SG&A expenses decreased 2.8 percent to $169.5 million compared to $174.3 million in the prior year period. The decrease was driven by an $11.3 million decrease in variable costs, partially offset by $6.4 million of higher fixed costs. The variable cost decrease was primarily due to lower marketing and distribution expenses, as well as fair value changes of the contingent consideration. The fixed cost increase was due to increases in employee costs as a result of equity-based compensation, bonus expense, severance, and increases in rent as a result of the addition of new storefronts and warehouse locations.

Impairment charges fully decreased from $30.6 million, of which $27.9 million was related to goodwill for the company’s ISLE reporting unit and $2.7 million related to the ISLE trademark intangible.
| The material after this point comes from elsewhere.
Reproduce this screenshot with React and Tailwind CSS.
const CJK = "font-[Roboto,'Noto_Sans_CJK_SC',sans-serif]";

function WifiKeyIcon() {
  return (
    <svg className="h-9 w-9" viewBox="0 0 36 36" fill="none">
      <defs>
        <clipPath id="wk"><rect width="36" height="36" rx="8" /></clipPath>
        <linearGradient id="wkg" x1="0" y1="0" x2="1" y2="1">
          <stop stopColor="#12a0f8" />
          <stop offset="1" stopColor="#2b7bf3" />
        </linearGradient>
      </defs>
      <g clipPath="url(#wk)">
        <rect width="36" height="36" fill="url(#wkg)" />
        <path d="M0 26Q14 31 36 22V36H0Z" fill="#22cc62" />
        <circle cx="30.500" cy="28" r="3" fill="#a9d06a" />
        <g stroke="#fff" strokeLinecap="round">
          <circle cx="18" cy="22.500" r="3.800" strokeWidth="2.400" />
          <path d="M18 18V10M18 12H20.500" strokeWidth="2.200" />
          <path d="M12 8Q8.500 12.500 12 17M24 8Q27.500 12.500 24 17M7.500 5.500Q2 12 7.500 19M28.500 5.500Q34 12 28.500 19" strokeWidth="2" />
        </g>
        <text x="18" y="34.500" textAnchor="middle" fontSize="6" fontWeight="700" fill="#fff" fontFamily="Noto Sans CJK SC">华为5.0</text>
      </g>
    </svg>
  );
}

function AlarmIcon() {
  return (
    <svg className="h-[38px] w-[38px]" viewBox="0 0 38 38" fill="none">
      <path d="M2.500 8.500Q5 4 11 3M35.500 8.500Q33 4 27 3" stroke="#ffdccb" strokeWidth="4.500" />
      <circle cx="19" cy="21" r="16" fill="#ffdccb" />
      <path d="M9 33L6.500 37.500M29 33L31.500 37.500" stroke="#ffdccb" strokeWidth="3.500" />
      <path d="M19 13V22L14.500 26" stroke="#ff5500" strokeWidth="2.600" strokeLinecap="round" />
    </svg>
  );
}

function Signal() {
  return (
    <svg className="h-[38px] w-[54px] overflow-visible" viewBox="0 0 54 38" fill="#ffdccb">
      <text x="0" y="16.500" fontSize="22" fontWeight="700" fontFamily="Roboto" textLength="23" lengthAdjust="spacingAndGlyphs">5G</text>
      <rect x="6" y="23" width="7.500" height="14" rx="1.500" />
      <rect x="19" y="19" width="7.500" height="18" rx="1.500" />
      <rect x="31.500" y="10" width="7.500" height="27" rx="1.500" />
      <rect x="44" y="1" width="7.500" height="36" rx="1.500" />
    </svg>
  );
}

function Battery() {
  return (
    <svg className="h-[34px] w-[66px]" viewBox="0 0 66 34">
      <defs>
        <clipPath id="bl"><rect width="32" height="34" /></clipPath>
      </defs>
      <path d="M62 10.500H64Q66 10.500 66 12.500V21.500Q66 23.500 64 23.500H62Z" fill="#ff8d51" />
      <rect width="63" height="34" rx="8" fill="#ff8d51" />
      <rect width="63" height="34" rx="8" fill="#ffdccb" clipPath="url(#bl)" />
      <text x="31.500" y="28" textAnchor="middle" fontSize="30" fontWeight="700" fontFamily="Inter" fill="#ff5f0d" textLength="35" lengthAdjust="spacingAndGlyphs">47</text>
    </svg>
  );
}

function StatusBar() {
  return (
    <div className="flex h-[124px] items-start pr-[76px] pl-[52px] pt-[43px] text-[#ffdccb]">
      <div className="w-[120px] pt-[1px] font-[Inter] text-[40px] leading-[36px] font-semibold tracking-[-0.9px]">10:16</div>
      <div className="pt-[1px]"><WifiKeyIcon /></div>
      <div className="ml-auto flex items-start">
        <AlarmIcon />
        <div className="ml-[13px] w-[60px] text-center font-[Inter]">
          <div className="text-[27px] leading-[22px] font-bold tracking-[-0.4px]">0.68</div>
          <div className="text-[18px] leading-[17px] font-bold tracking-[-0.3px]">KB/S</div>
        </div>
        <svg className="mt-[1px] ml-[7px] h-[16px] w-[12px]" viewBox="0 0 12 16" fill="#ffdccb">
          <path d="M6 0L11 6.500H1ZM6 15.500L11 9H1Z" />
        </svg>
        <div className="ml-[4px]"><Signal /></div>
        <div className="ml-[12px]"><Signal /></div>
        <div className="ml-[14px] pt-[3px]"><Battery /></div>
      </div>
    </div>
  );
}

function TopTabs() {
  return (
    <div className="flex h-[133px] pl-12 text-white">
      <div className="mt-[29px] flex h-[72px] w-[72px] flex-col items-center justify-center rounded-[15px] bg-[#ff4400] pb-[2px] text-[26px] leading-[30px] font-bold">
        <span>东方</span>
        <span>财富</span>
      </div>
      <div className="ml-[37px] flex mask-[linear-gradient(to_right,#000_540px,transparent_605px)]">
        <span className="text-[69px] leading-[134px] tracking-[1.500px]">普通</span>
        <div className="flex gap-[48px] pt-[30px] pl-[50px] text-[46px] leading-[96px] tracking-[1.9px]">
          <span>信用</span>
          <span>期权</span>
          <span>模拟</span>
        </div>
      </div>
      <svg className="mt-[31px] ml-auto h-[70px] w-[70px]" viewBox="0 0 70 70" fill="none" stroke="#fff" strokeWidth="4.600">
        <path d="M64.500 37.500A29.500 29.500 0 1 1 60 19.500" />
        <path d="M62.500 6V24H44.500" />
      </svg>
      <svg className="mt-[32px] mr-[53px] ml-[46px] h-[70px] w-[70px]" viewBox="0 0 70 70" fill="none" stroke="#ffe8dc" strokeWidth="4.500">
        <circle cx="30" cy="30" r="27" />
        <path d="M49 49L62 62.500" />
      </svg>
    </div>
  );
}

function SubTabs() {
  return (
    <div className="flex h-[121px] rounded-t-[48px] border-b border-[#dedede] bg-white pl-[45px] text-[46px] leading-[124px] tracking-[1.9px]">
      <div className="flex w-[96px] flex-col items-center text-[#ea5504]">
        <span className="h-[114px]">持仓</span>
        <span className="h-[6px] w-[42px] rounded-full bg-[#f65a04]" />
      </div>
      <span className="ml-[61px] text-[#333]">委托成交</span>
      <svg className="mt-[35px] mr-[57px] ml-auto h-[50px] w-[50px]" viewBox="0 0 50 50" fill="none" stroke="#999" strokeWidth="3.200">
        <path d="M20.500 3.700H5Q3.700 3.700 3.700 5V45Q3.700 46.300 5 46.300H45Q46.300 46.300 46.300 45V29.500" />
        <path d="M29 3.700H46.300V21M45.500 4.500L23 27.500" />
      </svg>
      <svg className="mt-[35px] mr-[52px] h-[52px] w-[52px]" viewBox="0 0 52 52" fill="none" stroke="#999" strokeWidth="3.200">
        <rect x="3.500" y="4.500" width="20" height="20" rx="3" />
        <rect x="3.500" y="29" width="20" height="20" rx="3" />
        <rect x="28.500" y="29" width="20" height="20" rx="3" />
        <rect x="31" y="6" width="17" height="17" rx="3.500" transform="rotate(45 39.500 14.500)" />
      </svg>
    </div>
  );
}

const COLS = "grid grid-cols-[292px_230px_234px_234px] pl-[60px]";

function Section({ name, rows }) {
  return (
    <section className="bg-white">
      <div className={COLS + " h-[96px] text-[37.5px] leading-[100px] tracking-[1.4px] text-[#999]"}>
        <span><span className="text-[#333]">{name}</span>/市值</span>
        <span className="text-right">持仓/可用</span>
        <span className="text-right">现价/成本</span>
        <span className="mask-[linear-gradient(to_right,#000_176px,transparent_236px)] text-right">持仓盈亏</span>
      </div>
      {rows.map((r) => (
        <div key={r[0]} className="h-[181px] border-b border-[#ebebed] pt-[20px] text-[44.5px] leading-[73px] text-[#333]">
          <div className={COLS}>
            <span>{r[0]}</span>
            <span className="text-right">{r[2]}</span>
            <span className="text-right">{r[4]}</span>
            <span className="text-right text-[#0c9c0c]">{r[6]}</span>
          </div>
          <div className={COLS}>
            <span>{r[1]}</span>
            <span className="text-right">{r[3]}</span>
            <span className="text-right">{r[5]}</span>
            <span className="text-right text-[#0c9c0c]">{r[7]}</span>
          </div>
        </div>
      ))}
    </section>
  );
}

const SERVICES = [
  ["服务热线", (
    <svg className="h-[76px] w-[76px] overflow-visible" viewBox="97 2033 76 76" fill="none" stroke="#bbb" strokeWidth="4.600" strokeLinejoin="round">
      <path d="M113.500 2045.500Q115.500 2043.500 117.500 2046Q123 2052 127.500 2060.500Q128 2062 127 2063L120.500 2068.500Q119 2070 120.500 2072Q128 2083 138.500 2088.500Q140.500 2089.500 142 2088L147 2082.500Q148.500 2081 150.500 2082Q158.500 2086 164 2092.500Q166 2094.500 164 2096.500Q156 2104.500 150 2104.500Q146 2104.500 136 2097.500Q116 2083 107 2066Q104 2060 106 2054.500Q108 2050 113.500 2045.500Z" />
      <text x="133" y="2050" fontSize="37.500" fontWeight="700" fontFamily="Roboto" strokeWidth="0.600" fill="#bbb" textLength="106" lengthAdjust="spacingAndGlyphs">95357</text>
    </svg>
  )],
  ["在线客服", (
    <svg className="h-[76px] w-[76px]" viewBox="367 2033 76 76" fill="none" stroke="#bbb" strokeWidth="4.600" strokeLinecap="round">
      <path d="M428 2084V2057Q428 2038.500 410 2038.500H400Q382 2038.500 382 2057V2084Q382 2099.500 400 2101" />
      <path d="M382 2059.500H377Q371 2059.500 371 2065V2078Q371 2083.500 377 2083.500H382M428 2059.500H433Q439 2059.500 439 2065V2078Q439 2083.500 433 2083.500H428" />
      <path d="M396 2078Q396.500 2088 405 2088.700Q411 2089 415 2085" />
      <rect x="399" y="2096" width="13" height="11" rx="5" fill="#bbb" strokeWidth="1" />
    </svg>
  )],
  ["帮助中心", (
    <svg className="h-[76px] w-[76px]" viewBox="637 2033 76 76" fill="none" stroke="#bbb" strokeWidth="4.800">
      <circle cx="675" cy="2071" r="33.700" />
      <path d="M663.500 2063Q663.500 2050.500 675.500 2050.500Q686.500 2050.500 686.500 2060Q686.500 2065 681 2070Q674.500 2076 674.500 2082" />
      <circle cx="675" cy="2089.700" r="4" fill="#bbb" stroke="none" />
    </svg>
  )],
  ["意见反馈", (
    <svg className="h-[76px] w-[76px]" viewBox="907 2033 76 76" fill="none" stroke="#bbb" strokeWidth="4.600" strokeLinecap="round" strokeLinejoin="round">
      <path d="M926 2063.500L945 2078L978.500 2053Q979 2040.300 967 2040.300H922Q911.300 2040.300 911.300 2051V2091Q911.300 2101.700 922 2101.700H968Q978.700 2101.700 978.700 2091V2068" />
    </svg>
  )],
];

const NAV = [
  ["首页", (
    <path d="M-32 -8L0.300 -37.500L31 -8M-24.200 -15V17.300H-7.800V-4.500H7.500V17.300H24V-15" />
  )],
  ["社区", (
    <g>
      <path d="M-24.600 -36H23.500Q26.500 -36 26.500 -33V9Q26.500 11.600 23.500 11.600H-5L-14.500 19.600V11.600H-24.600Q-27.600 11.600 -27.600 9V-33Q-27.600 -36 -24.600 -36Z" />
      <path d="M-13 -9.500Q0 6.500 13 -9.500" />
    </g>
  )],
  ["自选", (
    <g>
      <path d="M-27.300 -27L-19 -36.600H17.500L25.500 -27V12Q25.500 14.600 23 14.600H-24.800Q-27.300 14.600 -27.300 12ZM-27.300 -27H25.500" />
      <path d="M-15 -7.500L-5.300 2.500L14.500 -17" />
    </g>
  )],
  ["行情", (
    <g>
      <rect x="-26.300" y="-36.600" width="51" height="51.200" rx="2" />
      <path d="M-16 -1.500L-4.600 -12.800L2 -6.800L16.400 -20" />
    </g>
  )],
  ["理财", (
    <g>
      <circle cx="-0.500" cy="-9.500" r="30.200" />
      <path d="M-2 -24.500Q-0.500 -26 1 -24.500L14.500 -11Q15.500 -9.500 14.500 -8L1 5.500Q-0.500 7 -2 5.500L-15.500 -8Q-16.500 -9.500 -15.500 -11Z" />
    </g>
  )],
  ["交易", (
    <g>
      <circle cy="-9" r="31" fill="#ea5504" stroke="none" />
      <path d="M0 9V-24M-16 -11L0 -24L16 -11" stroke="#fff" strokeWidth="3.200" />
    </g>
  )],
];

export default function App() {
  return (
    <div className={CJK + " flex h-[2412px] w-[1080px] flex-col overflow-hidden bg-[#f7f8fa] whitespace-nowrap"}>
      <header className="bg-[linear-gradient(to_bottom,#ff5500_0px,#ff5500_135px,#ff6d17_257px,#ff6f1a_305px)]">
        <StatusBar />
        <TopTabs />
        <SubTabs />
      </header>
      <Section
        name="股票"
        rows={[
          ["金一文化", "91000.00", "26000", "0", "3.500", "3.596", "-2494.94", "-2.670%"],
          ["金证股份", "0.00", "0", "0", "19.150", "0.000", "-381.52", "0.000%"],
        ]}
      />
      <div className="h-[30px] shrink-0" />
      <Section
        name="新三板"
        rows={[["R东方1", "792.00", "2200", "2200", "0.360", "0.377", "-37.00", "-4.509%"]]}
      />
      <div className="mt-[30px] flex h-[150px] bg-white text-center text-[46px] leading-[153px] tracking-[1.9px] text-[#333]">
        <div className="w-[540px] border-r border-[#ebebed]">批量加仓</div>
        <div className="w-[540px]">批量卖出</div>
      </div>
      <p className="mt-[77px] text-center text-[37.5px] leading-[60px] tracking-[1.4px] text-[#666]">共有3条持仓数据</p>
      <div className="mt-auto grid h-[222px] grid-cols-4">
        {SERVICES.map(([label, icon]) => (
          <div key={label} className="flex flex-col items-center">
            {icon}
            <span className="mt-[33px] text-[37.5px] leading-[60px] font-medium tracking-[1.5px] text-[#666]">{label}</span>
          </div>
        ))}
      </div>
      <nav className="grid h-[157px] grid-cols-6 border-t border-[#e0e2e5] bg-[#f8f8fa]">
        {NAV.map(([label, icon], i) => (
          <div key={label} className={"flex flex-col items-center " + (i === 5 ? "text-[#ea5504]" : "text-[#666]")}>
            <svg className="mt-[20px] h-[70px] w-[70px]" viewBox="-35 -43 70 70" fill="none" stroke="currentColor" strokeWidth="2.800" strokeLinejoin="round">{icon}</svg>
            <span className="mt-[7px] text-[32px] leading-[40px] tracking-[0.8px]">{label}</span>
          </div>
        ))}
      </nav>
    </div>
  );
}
No impairment charges were recorded during the nine months ended September 30, 2023.

Income (loss) per Class A common stock basic and diluted per share was $0.20 compared to $(0.26) in the prior year.

Adjusted EPS was $0.66 per diluted share compared to $0.74 in the prior year.

Balance Sheet

  • Cash and cash equivalents were $16.6 million at September 30, 2023, compared to $23.3 million at December 31, 2022.
  • Outstanding borrowings were $75.0 million under the Revolving Credit Facility, and $92.5 million under the Term Loan Agreement as of September 30, 2023. The borrowing capacity on the Revolving Credit Facility was $350.0 million as of September 30, 2023, leaving $275.0 million of availability.
  • Inventory was $114.1 million at September 30, 2023, compared to $133.0 million at December 31, 2022. The decrease in inventory is due to prudent inventory management resulting in lower replenishments following the peak season in the fourth quarter of 2022.

Full Year 2023 Guidance
For fiscal 2023, we continue to expect revenue to be in the range of $520 to $540 million, with the most likely outcome at the midpoint of that range of $530 million which reflects the pressure from the macro environment as well as the timing of shipments that pulled forward from Q4 into Q3. We also continue to expect to deliver an Adjusted EBITDA margin of between 17 percent to 18 percent for the full year.